Multicore Packet Processing Forum

By Vakul Garg (vakul@freescale.com) and Varun Sethi (varun.sethi@freescale.com), Senior Software Engineer, Freescale Semiconductor.

1 – Introduction

In case of multicore systems the cost of hardware enforced coherency increases with the increase in number of cores. This can be the attributed to the requirement of a snooping based coherent system, where each core must inspect the memory traffic for every other core. Indeed, as each of the ‘n’ nodes in a multicore system must process all other (n-1) nodes’ snoop requests, the number of coherence actions scales with O(n²). The number of coherence actions will affect the overall performance of processors because these coherence requests interfere with a core’s access to its own cache.

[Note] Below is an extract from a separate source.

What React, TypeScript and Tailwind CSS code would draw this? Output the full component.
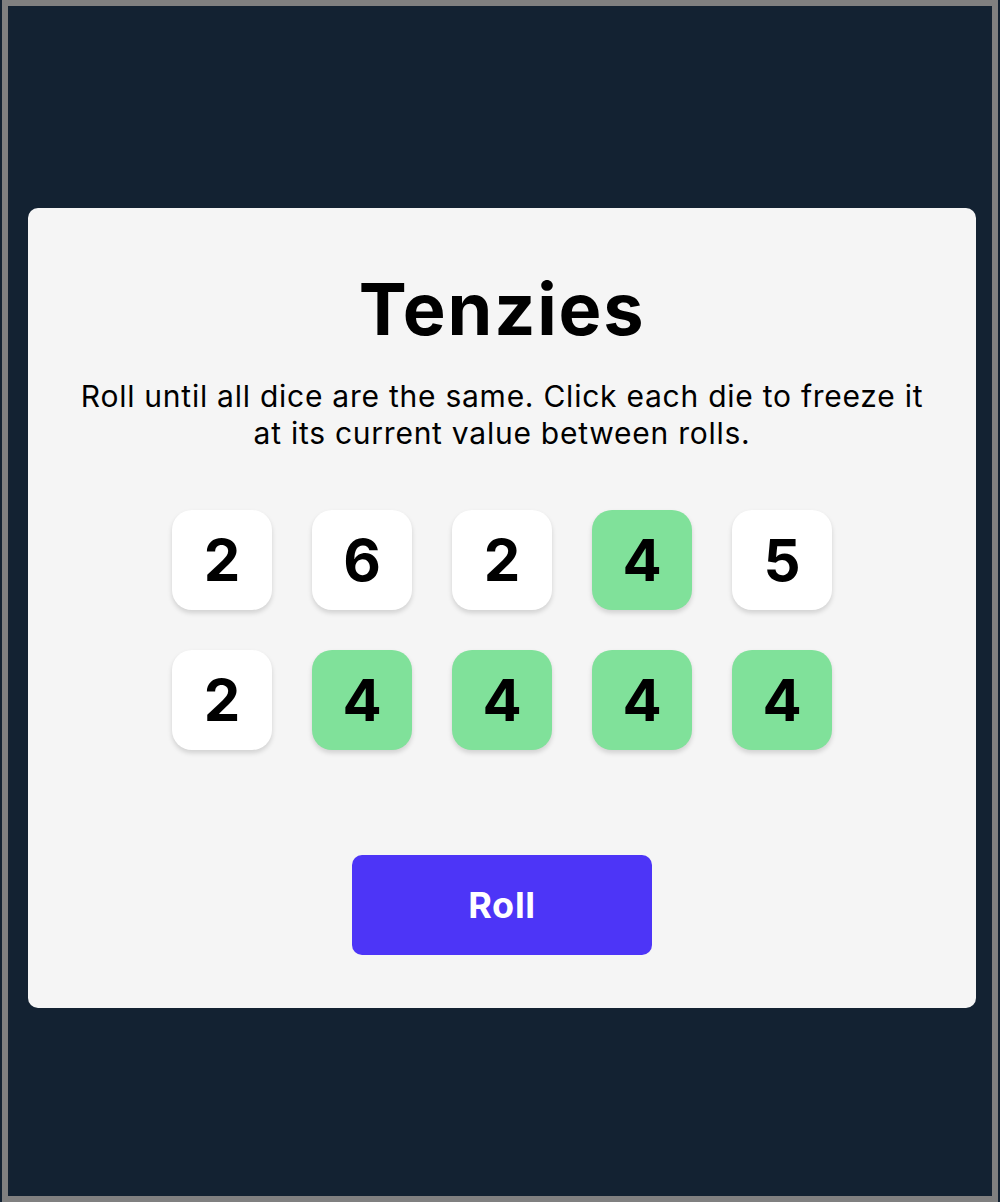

The cost associated with hardware enforced coherency is not well understood and thus neglected by most programmers. While configuring system coherency, programmers unknowingly make memory coherent among all hardware blocks and cores across the system. As discussed, for multicore systems ignoring coherency cost can result in low CPU throughput due to unnecessary snoop traffic.

In this paper we present guidelines to mitigate performance challenges arising out of mismatch between hardware coherency configuration and actual application requirements.

2 – Concept of Coherency

The effectiveness of Multicore systems relies on parallel software achieving continuous exponential performance gains. Most parallel software in the commercial market rely on the shared-memory programming model in which all processors access the same physical address space. Although processors logically access the same memory, on-chip cache hierarchies are crucial to achieving fast performance for the majority of memory references made by processors. Thus a key problem of shared-memory multiprocessors is providing a consistent view of memory with various cache hierarchies. This cache coherence problem is a critical correctness and performance-sensitive design point for supporting the shared-memory model. The cache coherence mechanisms not only govern communication in a shared-memory multiprocessor, but also typically determine how the memory system transfers data between processors, caches, and memory. Assuming the shared memory programming model remains prominent, future workloads will depend upon the performance of the cache coherent memory system.

A widely-adopted approach to cache coherence is snooping on a bus. A bus connects all components to an electrical, or logical, set of wires. A bus provides key ordering and atomicity properties that enable straightforward coherence operations. First, all endpoints on a bus observe transmitted messages in the same total order. Second, buses provide atomicity such that only one message can appear on the bus at a time and that all endpoints observe the message. Third, buses implement shared lines that allow any endpoint to manipulate a signal or condition that is globally visible to all other endpoints during a bus transaction. Shared lines facilitate both bus arbitration and cache coherence operations.

3 – Nature of Packet Processing Applications

Packet processing applications such as IP routers, Layer 2 switches etc are typically split into control plane and data plane.  The control plane implements the algorithmic intensive part of application (e.g. route calculation). It typically does state full processing and executes long state machines per input event. The number of frames processed by control plane is a very small fraction compared to the number of frames processed by data plane.

The data plane processes bulk of the incoming frames. It typically operates upon the frame headers and the processing involves header parsing, table lookups and header modification, encapsulation, de-capsulation etc. Accessing frame headers requires the frame to be brought inside core local cache. This is accomplished either on incurring a cache miss or by stashing operation by the I/O devices which can pre-position frame headers inside core local cache.

The frames processed by data plane are typically not required to be accessed by control plane. Both the planes work pretty much independent of each of other and have very low data sharing pattern. The control plane occasionally communicates with data plane with special proprietary control events to manage tables and connections used by data plane. These events are passed using known IPC methods such as message queues.

In some cases, data plane needs to forward frame to control plane and vice versa. But overall count of such frames is extremely small.

On a Multicore processor, it is common to reserve two non-overlapping sets of cores for control plane and data plane each. The number of cores reserved for each plane depends on its compute horse power requirement. Larger number of cores for data plane means greater frame processing capability.